The federal government has significant control over public higher education institutions, including setting admission standards and enrolment quotas. According to the 2019 Higher Education Proclamation, there shall be ‘special admissions procedures for disadvantaged citizens determined by regulation’.  

The 2020 Higher Education Policy aims to develop a system to provide affirmative action to talented, disadvantaged and marginalised groups, as well as develop legal frameworks to enhance the level of participation of female students and staff. A quota system was specifically introduced to facilitate the admission of students from under-represented groups (women, students with disabilities and those from emerging pastoral areas) by lowering the admission threshold for these groups, with admission scores and placements decided by the Ministry of Education each year.  

Scholarships, grants and loans for vulnerable groups

The 2020 Higher Education Policy aims for the development of scholarships for talented, disadvantaged and marginalised students and/or for those students who study a field prioritised by the government. It also promotes the establishment of alternative student financing systems, such as student loans, cost-sharing and grants.

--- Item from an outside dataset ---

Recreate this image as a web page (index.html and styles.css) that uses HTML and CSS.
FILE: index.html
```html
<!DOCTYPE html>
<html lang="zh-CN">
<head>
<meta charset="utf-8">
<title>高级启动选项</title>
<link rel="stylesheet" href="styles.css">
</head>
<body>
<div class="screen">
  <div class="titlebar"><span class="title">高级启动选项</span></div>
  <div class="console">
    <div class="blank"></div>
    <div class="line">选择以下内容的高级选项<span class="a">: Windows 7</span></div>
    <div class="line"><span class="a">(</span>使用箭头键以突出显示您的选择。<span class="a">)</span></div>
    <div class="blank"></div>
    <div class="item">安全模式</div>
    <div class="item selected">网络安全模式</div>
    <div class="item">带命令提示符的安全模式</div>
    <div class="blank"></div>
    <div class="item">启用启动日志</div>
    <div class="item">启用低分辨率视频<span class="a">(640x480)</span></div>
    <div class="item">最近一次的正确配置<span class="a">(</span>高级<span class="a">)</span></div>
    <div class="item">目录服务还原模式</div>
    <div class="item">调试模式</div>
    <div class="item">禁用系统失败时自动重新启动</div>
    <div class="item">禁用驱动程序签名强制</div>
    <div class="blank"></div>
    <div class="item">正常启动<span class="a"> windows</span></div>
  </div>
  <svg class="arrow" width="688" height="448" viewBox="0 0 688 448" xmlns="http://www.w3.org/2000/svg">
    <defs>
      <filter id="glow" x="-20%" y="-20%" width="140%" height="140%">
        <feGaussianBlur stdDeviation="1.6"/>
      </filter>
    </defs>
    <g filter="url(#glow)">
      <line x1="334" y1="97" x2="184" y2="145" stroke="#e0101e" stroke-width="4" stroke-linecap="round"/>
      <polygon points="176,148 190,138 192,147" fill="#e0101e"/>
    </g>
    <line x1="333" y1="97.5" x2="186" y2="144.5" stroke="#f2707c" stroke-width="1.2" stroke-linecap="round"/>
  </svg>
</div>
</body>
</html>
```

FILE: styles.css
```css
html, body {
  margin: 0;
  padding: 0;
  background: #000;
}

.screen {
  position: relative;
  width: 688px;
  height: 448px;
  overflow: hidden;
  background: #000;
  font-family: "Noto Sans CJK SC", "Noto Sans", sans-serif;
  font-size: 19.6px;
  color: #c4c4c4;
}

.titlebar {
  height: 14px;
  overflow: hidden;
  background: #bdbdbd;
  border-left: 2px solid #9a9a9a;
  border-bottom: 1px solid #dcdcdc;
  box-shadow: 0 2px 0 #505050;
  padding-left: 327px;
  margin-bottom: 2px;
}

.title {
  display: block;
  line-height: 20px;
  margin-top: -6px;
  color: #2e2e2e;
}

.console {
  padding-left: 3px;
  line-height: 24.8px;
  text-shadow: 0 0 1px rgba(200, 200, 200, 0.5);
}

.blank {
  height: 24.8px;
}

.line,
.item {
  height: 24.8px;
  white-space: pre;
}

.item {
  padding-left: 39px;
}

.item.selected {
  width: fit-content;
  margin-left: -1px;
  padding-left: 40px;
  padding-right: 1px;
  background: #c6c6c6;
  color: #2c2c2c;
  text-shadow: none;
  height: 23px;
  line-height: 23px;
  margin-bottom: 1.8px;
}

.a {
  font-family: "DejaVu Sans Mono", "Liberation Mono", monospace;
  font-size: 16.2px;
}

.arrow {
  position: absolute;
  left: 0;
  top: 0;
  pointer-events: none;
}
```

However, there is no national, government-funded scholarship or student loan programme currently in place.  

The government provides a loan which must be repaid, starting one year after completing the degree. Certain programmes are chosen for exemption, whereby students can repay in kind. 

 

4. Support for students’ living costs


Transportation

There is no government support for student transportation.  

Accommodation

Public higher education students are responsible for 15% of the cost of their tuition, with the cost of food and accommodation covered by the government.  

Textbooks

The Federal Ministry of Education assumes direct responsibility for the development of textbooks for both general and higher education.